Anyway, when you’re brainy like the Mal, you can’t always wait for people to keep up. Lisa Wilkinson was being ‘negative’ when she asked questions probing his challenges. How much longer before he says, ‘Don’t get your panties in a bunch?’ Not long, we hope! I look forward to the attempted clear up where he cites some obscure feminist philosopher in his defence (eg Luce Irigaray).
He could definitely also do this kind of patronising to a man but it will irritate me in a different way so someone else can write about that.

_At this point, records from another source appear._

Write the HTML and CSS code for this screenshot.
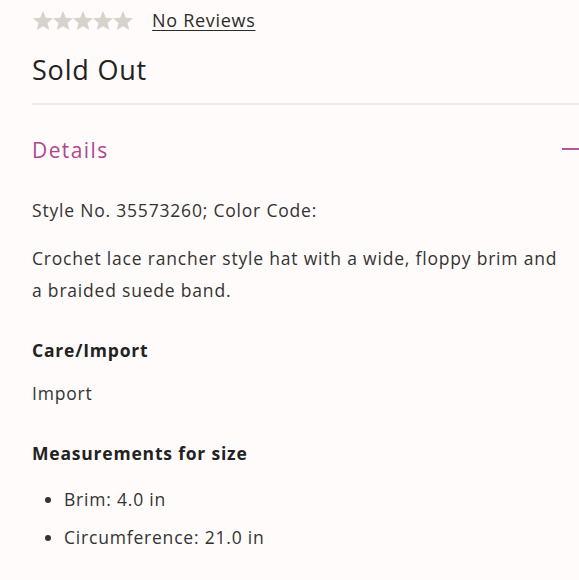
FILE: index.html
```html
<!DOCTYPE html>
<html>
<head>
<meta charset="utf-8">
<link rel="stylesheet" href="styles.css">
</head>
<body>
<div class="page">
  <div class="rating">
    <div class="stars">
      <svg class="star" viewBox="2 2 20 19"><path d="M12 17.27L18.18 21l-1.64-7.03L22 9.24l-7.19-.61L12 2 9.19 8.63 2 9.24l5.46 4.73L5.82 21z"/></svg>
      <svg class="star" viewBox="2 2 20 19"><path d="M12 17.27L18.18 21l-1.64-7.03L22 9.24l-7.19-.61L12 2 9.19 8.63 2 9.24l5.46 4.73L5.82 21z"/></svg>
      <svg class="star" viewBox="2 2 20 19"><path d="M12 17.27L18.18 21l-1.64-7.03L22 9.24l-7.19-.61L12 2 9.19 8.63 2 9.24l5.46 4.73L5.82 21z"/></svg>
      <svg class="star" viewBox="2 2 20 19"><path d="M12 17.27L18.18 21l-1.64-7.03L22 9.24l-7.19-.61L12 2 9.19 8.63 2 9.24l5.46 4.73L5.82 21z"/></svg>
      <svg class="star" viewBox="2 2 20 19"><path d="M12 17.27L18.18 21l-1.64-7.03L22 9.24l-7.19-.61L12 2 9.19 8.63 2 9.24l5.46 4.73L5.82 21z"/></svg>
    </div>
    <a class="reviews" href="#">No Reviews</a>
  </div>
  <div class="status">Sold Out</div>
  <div class="accordion">
    <div class="acc-head">
      <span class="acc-title">Details</span>
      <span class="acc-minus"></span>
    </div>
    <div class="acc-body">
      <p class="line">Style No. 35573260; Color Code:</p>
      <p class="desc">Crochet lace rancher style hat with a wide, floppy brim and a braided suede band.</p>
      <h4 class="subhead">Care/Import</h4>
      <p class="line">Import</p>
      <h4 class="subhead">Measurements for size</h4>
      <ul class="list">
        <li>Brim: 4.0 in</li>
        <li>Circumference: 21.0 in</li>
      </ul>
    </div>
  </div>
</div>
</body>
</html>
```
FILE: styles.css
```css
html, body {
  margin: 0;
  padding: 0;
  background: #fffbfa;
}
body {
  font-family: "Open Sans", "Liberation Sans", sans-serif;
  color: #2b2b2b;
  overflow: hidden;
}
.page {
  padding-left: 32px;
  width: 547px;
}
.rating {
  display: flex;
  align-items: center;
  height: 40px;
  gap: 19px;
}
.stars {
  display: flex;
  gap: 0;
  padding-left: 1px;
}
.star {
  width: 20px;
  height: 19px;
  fill: #d6d3cd;
}
.reviews {
  font-size: 18px;
  color: #2b2b2b;
  letter-spacing: 0.7px;
  text-decoration: underline;
  text-underline-offset: 3px;
}
.status {
  font-size: 27px;
  letter-spacing: 0.8px;
  line-height: 32px;
  margin-top: 14px;
  color: #222;
}
.accordion {
  margin-top: 17px;
  border-top: 2px solid #efebe8;
}
.acc-head {
  display: flex;
  align-items: center;
  justify-content: space-between;
  height: 89px;
}
.acc-title {
  font-size: 21px;
  letter-spacing: 1.4px;
  color: #b0478a;
}
.acc-minus {
  width: 17px;
  height: 2px;
  background: #b5589a;
  margin-top: -1px;
}
.acc-body {
  padding-right: 10px;
}
.acc-body p, .acc-body h4 {
  margin: 0;
}
.line {
  font-size: 17.5px;
  letter-spacing: 0.8px;
  line-height: 32px;
  color: #333;
}
.desc {
  font-size: 17.5px;
  letter-spacing: 0.8px;
  line-height: 32px;
  margin-top: 16px !important;
  color: #333;
}
.subhead {
  font-size: 17.5px;
  font-weight: 700;
  letter-spacing: 0.8px;
  line-height: 32px;
  margin-top: 28px !important;
  margin-bottom: 11px !important;
  color: #222;
}
.list {
  margin: 14px 0 0 0;
  padding-left: 32px;
  font-size: 17.5px;
  letter-spacing: 0.8px;
  line-height: 32px;
  color: #333;
}
.list li {
  margin-bottom: 6px;
}
```
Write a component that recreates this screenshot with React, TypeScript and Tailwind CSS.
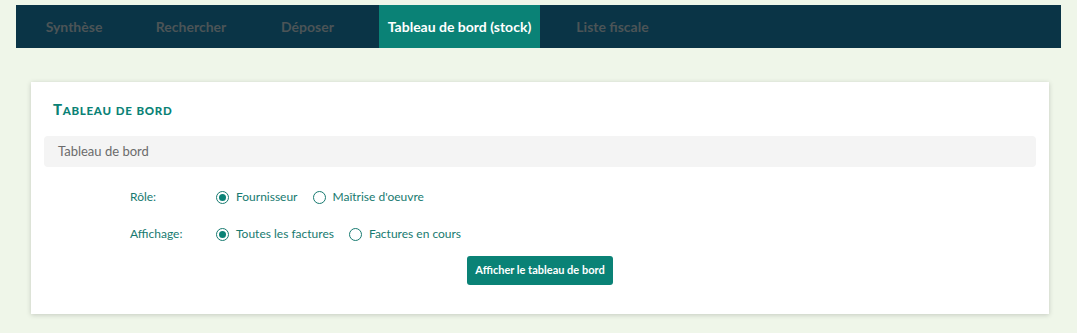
import { useState } from "react";

const tabs = [
	{ label: "Synthèse", cls: "ml-[21px] w-[74px]" },
	{ label: "Rechercher", cls: "ml-[37px] w-[86px]" },
	{ label: "Déposer", cls: "ml-[39px] w-[69px]" },
	{ label: "Tableau de bord (stock)", cls: "ml-[37px] w-[161px]", active: true },
	{ label: "Liste fiscale", cls: "ml-[28px] w-[89px]" },
];

function Radio({
	checked,
	label,
	onClick,
}: {
	checked: boolean;
	label: string;
	onClick: () => void;
}) {
	return (
		<button
			type="button"
			onClick={onClick}
			className="flex items-center gap-[7px] text-[12px] text-[#177a70]"
		>
			<span className="flex h-[13px] w-[13px] items-center justify-center rounded-full border border-[#177a70] bg-white">
				{checked && <span className="h-[7px] w-[7px] rounded-full bg-[#0a8276]" />}
			</span>
			{label}
		</button>
	);
}

export default function App() {
	const [role, setRole] = useState("fournisseur");
	const [view, setView] = useState("toutes");

	return (
		<div className="min-h-[333px] bg-[#eff6e9] pt-[5px] font-['Lato',sans-serif]">
			{/* Top navigation */}
			<nav className="mx-[16px] flex h-[43px] bg-[#0a3446]">
				{tabs.map((t) => (
					<div
						key={t.label}
						className={`${t.cls} flex items-center justify-center whitespace-nowrap text-[14px] font-bold ${
							t.active ? "bg-[#0a8276] text-white" : "text-[#4c5457]"
						}`}
					>
						{t.label}
					</div>
				))}
			</nav>

			{/* Dashboard card */}
			<section className="mt-[34px] ml-[31px] w-[1018px] bg-white px-[13px] pt-[19px] pb-[29px] shadow-[0_1px_5px_rgba(0,0,0,0.18)]">
				<h2 className="flex items-baseline pl-[9px] font-black uppercase leading-[16px] tracking-[0.7px] text-[#0a8276]">
					<span className="text-[15px]">T</span>
					<span className="text-[11.5px]">ableau</span>
					<span className="ml-[4px] text-[11.5px]">de</span>
					<span className="ml-[4px] text-[11.5px]">bord</span>
				</h2>
				<div className="mt-[17px] flex h-[31px] items-center rounded-[4px] bg-[#f4f4f4] pl-[14px] text-[13px] text-[#6b6b6b]">
					Tableau de bord
				</div>

				<div className="mt-[21px] pl-[86px]">
					<div className="flex items-center">
						<div className="w-[86px] text-[12px] text-[#177a70]">Rôle:</div>
						<div className="flex items-center gap-[15px]">
							<Radio
								checked={role === "fournisseur"}
								label="Fournisseur"
								onClick={() => setRole("fournisseur")}
							/>
							<Radio
								checked={role === "moe"}
								label="Maîtrise d'oeuvre"
								onClick={() => setRole("moe")}
							/>
						</div>
					</div>
					<div className="mt-[19px] flex items-center">
						<div className="w-[86px] text-[12px] text-[#177a70]">Affichage:</div>
						<div className="flex items-center gap-[15px]">
							<Radio
								checked={view === "toutes"}
								label="Toutes les factures"
								onClick={() => setView("toutes")}
							/>
							<Radio
								checked={view === "encours"}
								label="Factures en cours"
								onClick={() => setView("encours")}
							/>
						</div>
					</div>
				</div>

				<div className="mt-[13px] flex justify-center">
					<button
						type="button"
						className="h-[29px] w-[146px] rounded-[3px] bg-[#0a8276] text-[11px] font-bold text-white"
					>
						Afficher le tableau de bord
					</button>
				</div>
			</section>
		</div>
	);
}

Failure to display basic sporting knowledge – 2/1
Do you remember when Mal thought there were Roosters in the AFL? Fun! No one remembers this, of course. Sheesh, I don’t really like sport either but you have to wear your tracksuit Mal, even if just metaphorically. I’ve lengthened the odds here because since he’s already made this mistake, he’s covered this in the SWOT analysis and has a team of advisers buying tracksuits and making flashcards with pictures of prominent sporting personalities. “No, not Pug, Mal – Pup! He’s not playing now anyway, go to the next card.”
Weird merchant banker inspired Treasury thought bubble – 1.5/1
If there’s one thing we know about the private sector, it’s that they think the public sector is very easy to understand and should be running exactly like the private sector. The Mott MacDonald study or was it Flyjvberg (Google this, please) suggested that public sector projects regularly run 37% over budget and 17% over time. This never happens in the private sector (*guffaws*). Of course it does; it just isn’t reported. So Mal is definitely going to have some sort of brain explosion involving a debt/equity peer to peer Treasury bonds swap weather derivative and the financial press will either mock him or lap it up while the general public feels alienated and small. A monty.
So there you have it: let the weirdness come. I for one am ready for it and can’t wait to hear something about his odd food intolerances.